B. Magnetic Field Fluctuations

• Sub-Alfvénic Region: Perpendicular magnetic fluctuations ($\delta B_\perp$) decay rapidly with distance (negative slope), suggesting strong energy absorption/dissipation close to the Sun. Radial fluctuations show a slight increase.
• Super-Alfvénic Region: Total magnetic fluctuations ($\delta B/B$) increase with distance ($r^{1.03}$), consistent with WKB theory, while perpendicular fluctuations continue to decay but more slowly than in the sub-Alfvénic region.
• Implication: The steep decay of perpendicular fluctuations in the sub-Alfvénic region suggests these fluctuations provide the free energy for stochastic heating and wave-particle interactions that drive the initial acceleration and heating.

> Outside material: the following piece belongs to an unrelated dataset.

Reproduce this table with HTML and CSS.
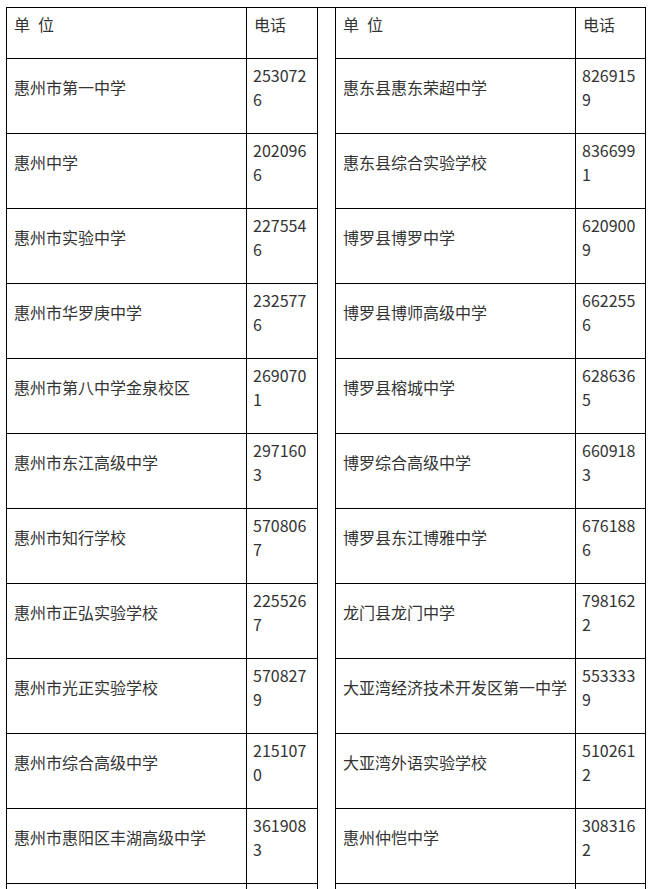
FILE: index.html
```html
<!DOCTYPE html>
<html lang="zh-CN">
<head>
<meta charset="utf-8">
<title>单位电话</title>
<link rel="stylesheet" href="styles.css">
</head>
<body>
<table class="contacts">
  <colgroup>
    <col class="c-name">
    <col class="c-tel">
    <col class="c-gap">
    <col class="c-name">
    <col class="c-tel2">
  </colgroup>
  <tbody>
    <tr class="head">
      <td>单&ensp;位</td><td>电话</td>
      <td class="gap" rowspan="13"></td>
      <td>单&ensp;位</td><td>电话</td>
    </tr>
    <tr><td>惠州市第一中学</td><td class="tel">2530726</td><td>惠东县惠东荣超中学</td><td class="tel">8269159</td></tr>
    <tr><td>惠州中学</td><td class="tel">2020966</td><td>惠东县综合实验学校</td><td class="tel">8366991</td></tr>
    <tr><td>惠州市实验中学</td><td class="tel">2275546</td><td>博罗县博罗中学</td><td class="tel">6209009</td></tr>
    <tr><td>惠州市华罗庚中学</td><td class="tel">2325776</td><td>博罗县博师高级中学</td><td class="tel">6622556</td></tr>
    <tr><td>惠州市第八中学金泉校区</td><td class="tel">2690701</td><td>博罗县榕城中学</td><td class="tel">6286365</td></tr>
    <tr><td>惠州市东江高级中学</td><td class="tel">2971603</td><td>博罗综合高级中学</td><td class="tel">6609183</td></tr>
    <tr><td>惠州市知行学校</td><td class="tel">5708067</td><td>博罗县东江博雅中学</td><td class="tel">6761886</td></tr>
    <tr><td>惠州市正弘实验学校</td><td class="tel">2255267</td><td>龙门县龙门中学</td><td class="tel">7981622</td></tr>
    <tr><td>惠州市光正实验学校</td><td class="tel">5708279</td><td>大亚湾经济技术开发区第一中学</td><td class="tel">5533339</td></tr>
    <tr><td>惠州市综合高级中学</td><td class="tel">2151070</td><td>大亚湾外语实验学校</td><td class="tel">5102612</td></tr>
    <tr><td>惠州市惠阳区丰湖高级中学</td><td class="tel">3619083</td><td>惠州仲恺中学</td><td class="tel">3083162</td></tr>
    <tr><td>&nbsp;</td><td class="tel">&nbsp;<br>&nbsp;</td><td>&nbsp;</td><td class="tel">&nbsp;</td></tr>
  </tbody>
</table>
</body>
</html>
```

FILE: styles.css
```css
html, body {
  margin: 0;
  padding: 0;
  background: #ffffff;
}

body {
  padding: 7px 0 0 6px;
  font-family: "Noto Sans CJK SC", "Noto Sans", sans-serif;
  font-size: 16px;
  color: #333333;
}

.contacts {
  border-collapse: collapse;
  table-layout: fixed;
  width: 639px;
}

.c-name { width: 240px; }
.c-tel { width: 71px; }
.c-gap { width: 18px; }
.c-tel2 { width: 70px; }

.contacts td {
  border: 1px solid #000000;
  padding: 4px 6px 22px 7px;
  line-height: 24px;
  vertical-align: middle;
  word-break: break-all;
}

.contacts td.tel {
  padding-left: 6px;
}

.contacts td.gap {
  padding: 0;
}
```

5. Significance and Conclusions

• Heating Mechanisms: The study supports a dual-mechanism model:
  1. Sub-Alfvénic: Dominated by perpendicular heating (likely via stochastic heating or cyclotron resonance) driven by the dissipation of strong magnetic fluctuations. This explains the steep drop in $T_\perp$.
  2. Super-Alfvénic: Dominated by parallel heating associated with the generation of proton beams. The transition at the Alfvén surface ($M_A \approx 1$) appears to be the critical site where wave-particle interactions generate these beams, increasing $T_\parallel$ and reducing anisotropy.
• Validation of Theory: The results align with theories suggesting that the near-Sun plasma undergoes distinct acceleration and heating processes compared to the mature solar wind. The rapid evolution of turbulence and temperature anisotropy near the Sun provides the necessary constraints to refine kinetic models of solar wind acceleration.
• Future Outlook: The authors note that while current data is robust up to $30 R_\odot$, future encounters will extend these statistics closer to the Sun (below $10 R_\odot$) and deeper into the sub-Alfvénic regime, further clarifying the onset of beam generation.

In summary, this paper provides a high-fidelity map of the solar wind's radial evolution, identifying the Alfvén surface as a critical boundary where the nature of heating shifts from perpendicular turbulence dissipation to parallel beam generation.